Ces dernières années, le développement d’alliances (Star alliance, Sky Team et Oneworld) démontre la tendance des compagnies à rechercher des synergies. Au-delà des alliances, on peut considérer que la tendance est à plus d’intégration au niveau européen (voir ce qui se passe avec Alitalia). Néanmoins, au sein des alliances, les compagnies se rejoignent davantage sur leur complémentarité que sur leurs similitudes (géographie, flotte…). Par conséquent, l’accès toujours plus facilité aux nouveaux aéroports et couloirs ouvrira certainement de nouvelles opportunités d’intégration, au sein de ces alliances. Comme pour le Ciel Européen Unique, le nouvel accord entre l’Union européenne et les États-Unis sera certainement à l’origine d’évolutions marquantes pour les compagnies aériennes.

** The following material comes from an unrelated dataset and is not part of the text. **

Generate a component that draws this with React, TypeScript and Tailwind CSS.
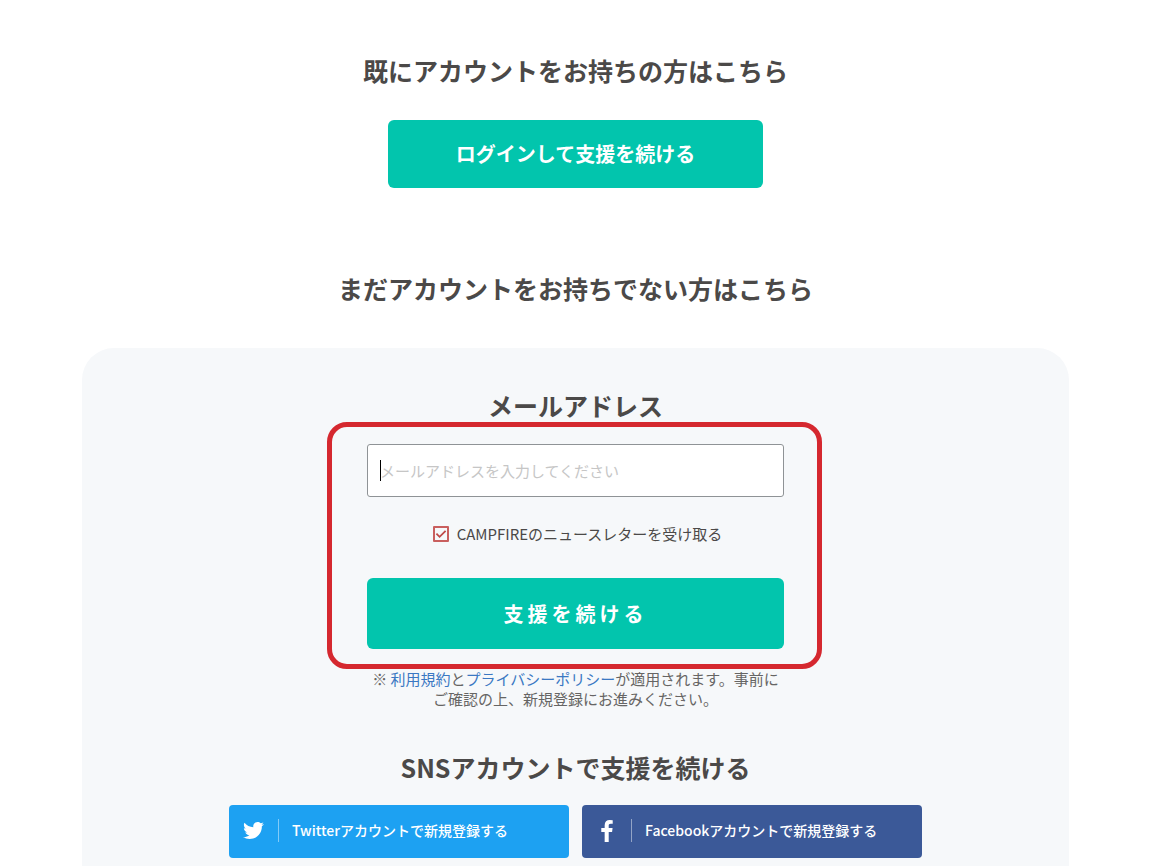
import type { ReactNode } from "react";
import { FaTwitter } from "react-icons/fa";

function Heading({ children }: { children: ReactNode }) {
  return (
    <h2 className="pb-1 text-center text-[25px] leading-[26px] font-bold text-[#4b4948]">
      {children}
    </h2>
  );
}

function FacebookIcon() {
  return (
    <svg viewBox="479 0 864 1664" className="h-[22px] w-3" fill="currentColor">
      <path d="M1343 12v264h-157q-86 0-116 36t-30 108v189h293l-39 296h-254v759h-306v-759h-255v-296h255v-218q0-186 104-288.5t277-102.5q147 0 228 12z" />
    </svg>
  );
}

function SocialButton({
  icon,
  label,
  color,
}: {
  icon: ReactNode;
  label: string;
  color: string;
}) {
  return (
    <button
      type="button"
      className={`flex h-[53px] w-full max-w-[340px] items-center rounded pb-0.5 text-sm font-medium text-white ${color}`}
    >
      <span className="flex w-[49px] justify-center">{icon}</span>
      <span className="h-[23px] w-px bg-white/45" />
      <span className="pb-0.5 pl-[13px]">{label}</span>
    </button>
  );
}

function NewsletterOption() {
  return (
    <label className="mt-[27px] flex items-center justify-center gap-2 pl-1 text-[15px] leading-5 text-[#4b4948]">
      <span className="relative flex">
        <input
          type="checkbox"
          defaultChecked
          className="peer size-4 appearance-none rounded-[1px] border-2 border-[#c95f5e]"
        />
        <svg
          viewBox="0 0 16 16"
          className="pointer-events-none absolute inset-0 hidden size-4 peer-checked:block"
          fill="none"
          stroke="#bf4a48"
          strokeWidth="1.8"
        >
          <path d="M3.4 7.6 6.6 10.8 12.6 4.8" />
        </svg>
      </span>
      CAMPFIREのニュースレターを受け取る
    </label>
  );
}

export default function App() {
  return (
    <main className="flex min-h-screen flex-col items-center bg-white pt-[57px] pr-[19px] font-['Noto_Sans_CJK_JP',sans-serif]">
      <Heading>既にアカウントをお持ちの方はこちら</Heading>
      <button
        type="button"
        className="mt-[33px] h-[68px] w-full max-w-[375px] rounded-md bg-[#02c5ad] text-xl font-bold text-white"
      >
        ログインして支援を続ける
      </button>

      <div className="mt-[87px]">
        <Heading>まだアカウントをお持ちでない方はこちら</Heading>
      </div>

      <section className="mt-[43px] flex w-full max-w-[987px] flex-1 flex-col items-center rounded-t-[32px] bg-[#f6f8fa] pt-11 pb-2">
        <Heading>
          <label htmlFor="email">メールアドレス</label>
        </Heading>

        <form
          onSubmit={(e) => e.preventDefault()}
          className="mr-0.5 w-full max-w-[495px] rounded-[20px] border-5 border-[#d5282f] pt-[17px] pr-[33px] pb-[15px] pl-[35px]"
        >
          <div className="relative">
            <input
              id="email"
              type="email"
              placeholder="メールアドレスを入力してください"
              className="block h-[53px] w-full rounded-[3px] border border-[#8f9396] bg-white px-3 text-[15px] text-[#4b4948] outline-none placeholder:text-[#c6c6c6]"
            />
            <span className="absolute top-4 left-[13px] h-[21px] w-px bg-black" />
          </div>
          <NewsletterOption />
          <button
            type="submit"
            className="mt-[34px] block h-[71px] w-full rounded-md bg-[#02c5ad] text-xl font-bold tracking-[4px] text-white"
          >
            支援を続ける
          </button>
        </form>

        <p className="w-full max-w-[417px] text-center text-[15px] leading-5 text-[#666564]">
          ※{" "}
          <a href="#terms" className="text-[#3b78c3]">
            利用規約
          </a>
          と
          <a href="#privacy" className="text-[#3b78c3]">
            プライバシーポリシー
          </a>
          が適用されます。事前にご確認の上、新規登録にお進みください。
        </p>

        <div className="mt-[45px]">
          <Heading>SNSアカウントで支援を続ける</Heading>
        </div>
        <div className="mt-[21px] flex w-full justify-center gap-[13px]">
          <SocialButton
            icon={<FaTwitter className="size-[21px]" />}
            label="Twitterアカウントで新規登録する"
            color="bg-[#1da1f2]"
          />
          <SocialButton
            icon={<FacebookIcon />}
            label="Facebookアカウントで新規登録する"
            color="bg-[#3b5998]"
          />
        </div>
      </section>
    </main>
  );
}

L’accord « Ciel Ouvert » entre l’Union européenne et les États-Unis ouvrira de nouvelles opportunités, à la fois pour les compagnies aériennes et pour les passagers, mais cette avancée est bien loin de réaliser un réel Ciel Unique Transatlantique. Beaucoup reste à faire pour harmoniser les standards et développer les domaines directement concernés par le trafic aérien (environnement, sécurité…). La Commission européenne a donc lancé un projet d’envergure qui doit être soutenu, mais a encore besoin de se développer.